Iya. Satu lagi yang perlu jadi perhatian. Selama ini sarana pendidikan hanya sampai SD. Setelah itu, anak2 melanjutkan sekolah di Tanjung Redeb atau Desa lain. Ini menyulitkan. Memang diakui, lulusan SD sedikit. Mungkin perlu ada kebijakan untuk sekolah SMP Filial.

Pa Alimudin berharap, bila sarana itu tersedia, mudahan status kampungnya bisa naik menjadi Maju.
Yang cukup membanggakan, kampung ini memiliki Hutan Desa seluas 11 ribuan hektare lebih. Skema perhutanan sosial ini diperoleh izin dari KLHK tahun 2018. Sudah banyak bimbingan yang diberikan oleh KPHP Berau Utara agar anggota LPHD bisa sejahtera. Hal ini disampaikan oleh Ketua LPHD, Bapak Kisman.
Saat kami berkunjung, KPHP sedang memberikan bantuan alat mesin pemisah tulang dan beberapa alat lainnya. 
Bapak Najib sebagai Kepala KPHP menyampaikan bahwa bantuan ini untuk memperkuat LPHD dalam bidang ekonomi. Diharapkan usaha perhutanan sosial yang ada bisa lebih maju lagi ke depan. 

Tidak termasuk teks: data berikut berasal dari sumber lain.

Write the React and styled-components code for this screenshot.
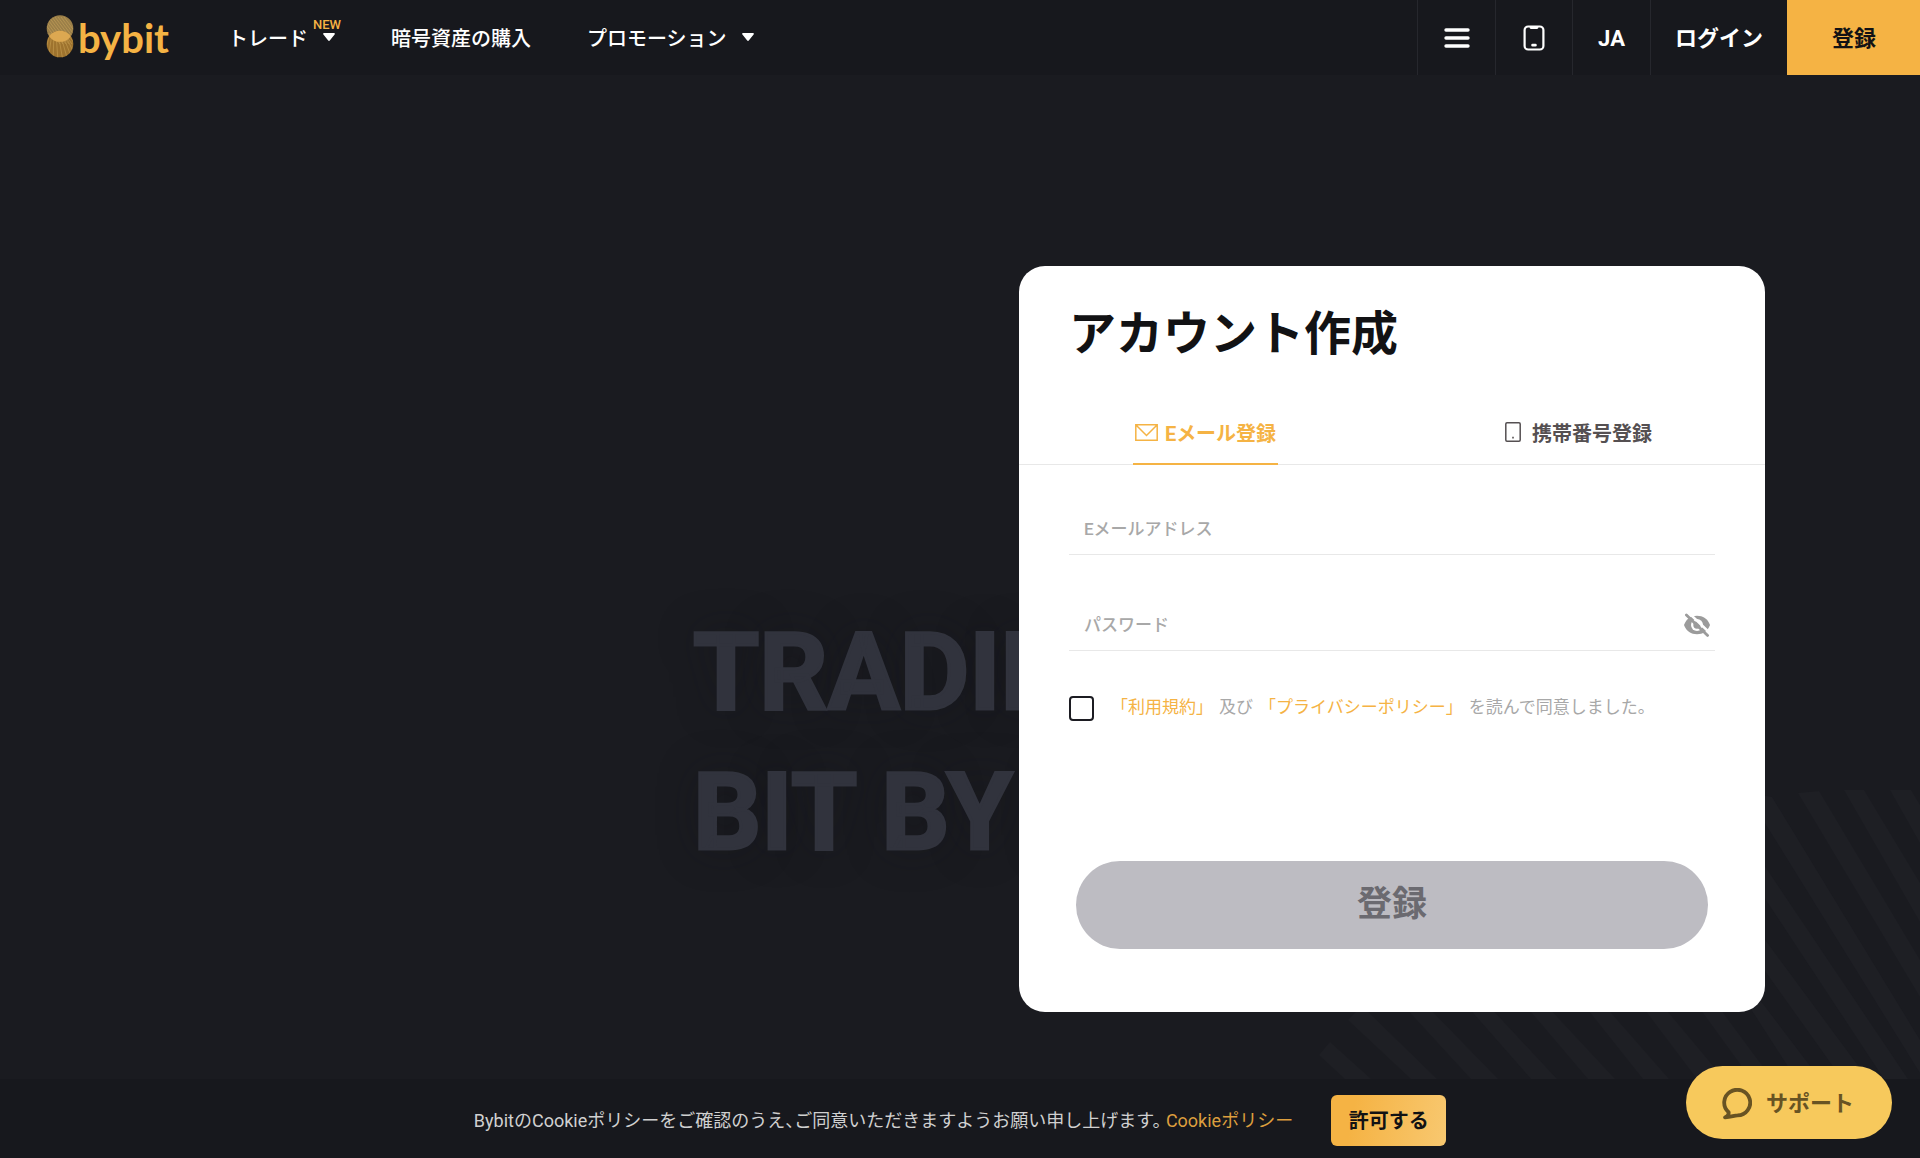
import React, { useState } from "react";
import styled, { createGlobalStyle } from "styled-components";

const color = {
  page: "#1a1b20",
  bar: "#17181d",
  line: "#26272d",
  brand: "#f5b344",
  ghost: "#31333d",
  stripe: "#1e1f24",
  ink: "#121214",
  muted: "#a8a8a8",
  rule: "#e8e8e8",
};

const GlobalStyle = createGlobalStyle`
  *, *::before, *::after { box-sizing: border-box; }
  body {
    margin: 0;
    background: ${color.page};
    color: #fff;
    font-family: Roboto, "Noto Sans CJK JP", sans-serif;
  }
  button, input { font-family: inherit; }
  a { color: inherit; text-decoration: none; }
`;

const Page = styled.div`
  display: flex;
  flex-direction: column;
  min-height: 100vh;
`;

const Header = styled.header`
  display: flex;
  align-items: stretch;
  height: 75px;
  padding-left: 46px;
  background: ${color.bar};
`;

const Brand = styled.a`
  display: flex;
  align-items: center;
  gap: 4px;
  width: 182px;
`;

const BrandMark = styled.svg`
  width: 28px;
  height: 46px;
`;

const BrandName = styled.span`
  font-family: Lato, sans-serif;
  font-size: 40px;
  font-weight: 700;
  line-height: 44px;
  color: ${color.brand};
`;

const Nav = styled.nav`
  display: flex;
  align-items: center;
  gap: 56px;
  flex: 1;
  padding-top: 2px;
`;

const NavLink = styled.a`
  position: relative;
  display: flex;
  align-items: center;
  gap: 15px;
  font-size: 20px;
  font-weight: 500;
  line-height: 28px;
  white-space: nowrap;
`;

const Caret = styled.svg`
  width: 12px;
  height: 8px;
  margin-bottom: 4px;
  fill: #fff;
`;

const NewBadge = styled.span`
  position: absolute;
  top: -8px;
  right: -6px;
  font-size: 13px;
  font-weight: 500;
  line-height: 16px;
  color: ${color.brand};
`;

const Actions = styled.div`
  display: flex;
`;

const ActionButton = styled.button`
  display: flex;
  align-items: center;
  justify-content: center;
  width: ${(p) => p.$width}px;
  padding: 0;
  border: 0;
  border-left: 1px solid ${(p) => (p.$primary ? color.brand : color.line)};
  background: ${(p) => (p.$primary ? color.brand : "transparent")};
  color: ${(p) => (p.$primary ? color.ink : "#fff")};
  cursor: pointer;
`;

const TextAction = styled(ActionButton)`
  padding-top: 2px;
  font-size: 22px;
  font-weight: 700;
  line-height: 32px;
`;

const Hero = styled.main`
  display: grid;
  grid-template-columns: 1fr;
  grid-template-rows: 1fr;
  flex: 1;
  overflow: hidden;
`;

const Slogan = styled.p`
  grid-area: 1 / 1;
  margin: 0;
  padding: 528px 0 0 693px;
  font-size: 107px;
  font-weight: 700;
  line-height: 140px;
  white-space: nowrap;
  color: ${color.ghost};
  -webkit-text-stroke: 3px ${color.ghost};
  text-shadow: 0 0 40px rgba(20, 21, 24, 0.4);
`;

const Stripes = styled.svg`
  grid-area: 1 / 1;
  align-self: end;
  justify-self: end;
  width: 604px;
  height: 290px;
  fill: ${color.stripe};
`;

const Card = styled.form`
  grid-area: 1 / 1;
  align-self: start;
  justify-self: end;
  z-index: 1;
  width: 746px;
  margin: 191px 155px 67px 0;
  padding: 34px 0 63px;
  border-radius: 26px;
  background: #fff;
`;

const Title = styled.h1`
  margin: 0 50px 37px;
  font-size: 47px;
  font-weight: 700;
  line-height: 68px;
  color: ${color.ink};
`;

const Tabs = styled.div`
  display: grid;
  grid-template-columns: 1fr 1fr;
  justify-items: center;
  height: 60px;
  border-bottom: 1px solid ${color.rule};
`;

const Tab = styled.button`
  display: flex;
  align-items: center;
  gap: ${(p) => p.$gap}px;
  height: 60px;
  padding: 0 2px;
  border: 0;
  border-bottom: 2px solid ${(p) => (p.$active ? color.brand : "transparent")};
  background: none;
  color: ${(p) => (p.$active ? color.brand : "#555052")};
  font-size: 20px;
  font-weight: 700;
  line-height: 28px;
  cursor: pointer;

  svg { margin-bottom: 4px; }
`;

const Fields = styled.div`
  display: flex;
  flex-direction: column;
  gap: 46px;
  padding: 40px 50px 0;
`;

const Field = styled.div`
  display: flex;
  align-items: flex-start;
  height: 50px;
  border-bottom: 1px solid ${color.rule};
`;

const TextInput = styled.input`
  flex: 1;
  height: 48px;
  padding: 0 0 0 15px;
  border: 0;
  outline: 0;
  background: none;
  color: ${color.ink};
  font-size: 17px;
  font-weight: 500;

  &::placeholder { color: ${color.muted}; opacity: 1; }
`;

const EyeButton = styled.button`
  display: flex;
  align-items: center;
  height: 48px;
  padding: 0 4px;
  border: 0;
  background: none;
  cursor: pointer;
`;

const Agreement = styled.div`
  display: flex;
  align-items: flex-start;
  gap: 17px;
  padding: 45px 50px 0;
`;

const CheckBox = styled.input`
  appearance: none;
  width: 25px;
  height: 25px;
  margin: 0;
  border: 2px solid #1c1c22;
  border-radius: 4px;
  background: #fff;
  cursor: pointer;
  &:checked { background: ${color.brand}; }
`;

const AgreementText = styled.label`
  display: flex;
  gap: 6px;
  color: ${color.muted};
  font-size: 17px;
  line-height: 23px;
  white-space: nowrap;
`;

const TextLink = styled.a`
  color: ${(p) => (p.$dim ? "#dd9f3e" : color.brand)};
`;

const Submit = styled.button`
  display: block;
  width: calc(100% - 114px);
  height: 88px;
  margin: 140px 57px 0;
  padding: 0;
  border: 0;
  border-radius: 44px;
  background: #bdbcc2;
  color: #6b6a70;
  font-size: 35px;
  font-weight: 700;
  line-height: 52px;
`;

const CookieBar = styled.section`
  display: flex;
  align-items: center;
  justify-content: center;
  gap: 38px;
  height: 79px;
  padding-top: 3px;
  background: ${color.bar};
`;

const CookieText = styled.p`
  margin: 0;
  padding-top: 2px;
  font-size: 18px;
  font-feature-settings: "halt";
  line-height: 24px;
  color: #d0d0d0;
`;

const AcceptButton = styled.button`
  width: 115px;
  height: 51px;
  padding: 2px 0 0;
  border: 0;
  border-radius: 6px;
  background: linear-gradient(100deg, ${color.brand} 20%, #f8c870);
  color: ${color.ink};
  font-size: 20px;
  font-weight: 700;
  line-height: 28px;
  cursor: pointer;
`;

const SupportButton = styled.button`
  position: fixed;
  right: 28px;
  bottom: 19px;
  z-index: 2;
  display: flex;
  align-items: center;
  justify-content: center;
  gap: 14px;
  width: 206px;
  height: 73px;
  padding: 2px 2px 0 0;
  border: 0;
  border-radius: 37px;
  background: #f7c95c;
  color: #685323;
  font-size: 22px;
  font-weight: 700;
  line-height: 32px;
  cursor: pointer;
`;

function Down() {
  return (
    <Caret viewBox="0 0 12 8" aria-hidden="true">
      <path d="M1.2 0h9.6c.9 0 1.4.9.8 1.6L6.8 7.5c-.4.5-1.2.5-1.6 0L.4 1.6C-.2.9.3 0 1.2 0z" />
    </Caret>
  );
}

function Logo() {
  const streaks = [];
  for (let i = 0; i < 9; i += 1) {
    streaks.push(
      <path key={`a${i}`} d={`M${-6 + i * 3} 2L${14 + i * 3} 29`} />,
      <path key={`b${i}`} d={`M${2 + i * 2} 18L${-8 + i * 5} 46`} />
    );
  }
  return (
    <BrandMark viewBox="0 0 28 46" aria-hidden="true">
      <defs>
        <clipPath id="rings">
          <circle cx="14" cy="13.5" r="13.3" />
          <circle cx="14" cy="29" r="13.3" />
        </clipPath>
        <clipPath id="upper">
          <circle cx="14" cy="13.5" r="13.3" />
        </clipPath>
      </defs>
      <circle cx="14" cy="13.5" r="13.3" fill="#9c7f49" />
      <circle cx="14" cy="29" r="13.3" fill="#9f742f" />
      <g clipPath="url(#rings)" fill="none" stroke="#d8b062" strokeWidth=".7" opacity=".6">
        {streaks}
      </g>
      <circle cx="14" cy="29" r="13.3" fill="#dca851" clipPath="url(#upper)" />
    </BrandMark>
  );
}

export default function App() {
  const [tab, setTab] = useState("email");
  const [visible, setVisible] = useState(false);

  return (
    <Page>
      <GlobalStyle />
      <Header>
        <Brand href="#" aria-label="bybit">
          <Logo />
          <BrandName>bybit</BrandName>
        </Brand>
        <Nav>
          <NavLink href="#">
            トレード
            <Down />
            <NewBadge>NEW</NewBadge>
          </NavLink>
          <NavLink href="#">暗号資産の購入</NavLink>
          <NavLink href="#">
            プロモーション
            <Down />
          </NavLink>
        </Nav>
        <Actions>
          <ActionButton type="button" $width={78} aria-label="メニュー">
            <svg width="26" height="20" viewBox="0 0 26 20" fill="none" stroke="#fff" strokeWidth="3.4" strokeLinecap="round">
              <path d="M2 2h22M2 10h22M2 18h22" />
            </svg>
          </ActionButton>
          <ActionButton type="button" $width={77} aria-label="アプリ">
            <svg width="22" height="26" viewBox="0 0 22 26" fill="none" stroke="#fff" strokeWidth="2.2" strokeLinecap="round">
              <rect x="1.6" y="1.5" width="18.8" height="23" rx="3.6" />
              <path d="M8 2.6h6M9.6 20.2h2.8" strokeWidth="2.8" />
            </svg>
          </ActionButton>
          <TextAction type="button" $width={78}>JA</TextAction>
          <TextAction type="button" $width={137}>ログイン</TextAction>
          <TextAction type="button" $width={133} $primary>登録</TextAction>
        </Actions>
      </Header>

      <Hero>
        <Slogan>
          TRADING
          <br />
          BIT BY BIT
        </Slogan>
        <Stripes viewBox="1316 789 604 290" aria-hidden="true">
          <path d="M1319 1055L1330 1042L1371 1079H1345z" />
          <path d="M1348 1020L1362 1006L1437 1079H1411z" />
          <path d="M1404 1006H1427L1498 1079H1471z" />
          <path d="M1467 1006H1489L1557 1079H1531z" />
          <path d="M1526 1006H1547L1615 1079H1588z" />
          <path d="M1585 1006H1605L1669 1079H1643z" />
          <path d="M1642 1006H1663L1724 1079H1697z" />
          <path d="M1698 1006H1718L1772 1079H1751z" />
          <path d="M1749 1006L1760 1000L1820 1079H1796z" />
          <path d="M1760 964V933L1868 1079H1842z" />
          <path d="M1760 891V859L1908 1079H1884z" />
          <path d="M1760 815V795L1772 797L1920 1040V1073z" />
          <path d="M1798 793L1819 791L1920 960V997z" />
          <path d="M1844 790H1864L1920 883V922z" />
          <path d="M1890 790H1911L1920 805V843z" />
        </Stripes>

        <Card onSubmit={(e) => e.preventDefault()}>
          <Title>アカウント作成</Title>
          <Tabs role="tablist">
            <Tab type="button" role="tab" $gap={7} $active={tab === "email"} aria-selected={tab === "email"} onClick={() => setTab("email")}>
              <svg width="23" height="17" viewBox="0 0 23 17" fill="none" stroke="currentColor" strokeWidth="1.5" aria-hidden="true">
                <path d="M.8.8h21.4v15.4H.8zM1 1l10.5 10.5L22 1" />
              </svg>
              Eメール登録
            </Tab>
            <Tab type="button" role="tab" $gap={11} $active={tab === "phone"} aria-selected={tab === "phone"} onClick={() => setTab("phone")}>
              <svg width="16" height="20" viewBox="0 0 16 20" fill="none" stroke="currentColor" strokeWidth="1.5" aria-hidden="true">
                <rect x=".8" y=".8" width="14.4" height="18.4" rx="1.2" />
                <path d="M7.2 15.6h1.6" strokeWidth="1.6" />
              </svg>
              携帯番号登録
            </Tab>
          </Tabs>

          <Fields>
            <Field>
              <TextInput type="text" placeholder="Eメールアドレス" aria-label="Eメールアドレス" />
            </Field>
            <Field>
              <TextInput type={visible ? "text" : "password"} placeholder="パスワード" aria-label="パスワード" />
              <EyeButton type="button" aria-label="パスワードを表示" onClick={() => setVisible(!visible)}>
                <svg width="28" height="24" viewBox="0 0 28 24">
                  <path d="M1 12C3.5 5.5 8 2.8 14 2.8S24.5 5.5 27 12c-2.5 6.5-7 9.2-13 9.2S3.5 18.5 1 12z" fill="#9b9b9b" />
                  <circle cx="14" cy="12" r="6" fill="#fff" />
                  <circle cx="14" cy="12" r="3.7" fill="#9b9b9b" />
                  <path d="M5.4-.4L27.6 20.6" stroke="#fff" strokeWidth="2.6" />
                  <path d="M3.4 2L24.6 22.4" stroke="#9b9b9b" strokeWidth="2.8" strokeLinecap="round" />
                </svg>
              </EyeButton>
            </Field>
          </Fields>

          <Agreement>
            <CheckBox type="checkbox" id="agree" />
            <AgreementText htmlFor="agree">
              <TextLink href="#">「利用規約」</TextLink>
              及び
              <TextLink href="#">「プライバシーポリシー」</TextLink>
              を読んで同意しました。
            </AgreementText>
          </Agreement>

          <Submit type="submit" disabled>登録</Submit>
        </Card>
      </Hero>

      <CookieBar aria-label="Cookie">
        <CookieText>
          BybitのCookieポリシーをご確認のうえ、ご同意いただきますようお願い申し上げます。{" "}
          <TextLink href="#" $dim>Cookieポリシー</TextLink>
        </CookieText>
        <AcceptButton type="button">許可する</AcceptButton>
      </CookieBar>

      <SupportButton type="button">
        <svg width="30" height="32" viewBox="0 0 30 32" fill="none" stroke="currentColor" strokeWidth="3.8" strokeLinejoin="round" aria-hidden="true">
          <path d="M6.6 24.2A13 12.8 0 1 1 15.5 27.4C12.5 27.4 9.5 28.8 3 29.4C6 28 7 26.5 6.6 24.2z" />
        </svg>
        サポート
      </SupportButton>
    </Page>
  );
}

Oh.. iya. Saat penyusunan RTGL kampung, Pak Najib memberikan arahan terkait rencana kelola ini, khususnya peruntukan untuk kawasan KBK. Diharapkan disinkronkan dengan perencanaan yang ada di LPHD. Hal ini penting karena semua perencanaan yang ada di desa harus disesuaikan dengan perencanaan LPHD. LPHD juga memiliki rencana kerja perhutanan sosial (RKPS) yang disusun di bawah arahan dari KPH sebagai panduan pengelolaan hutan desa.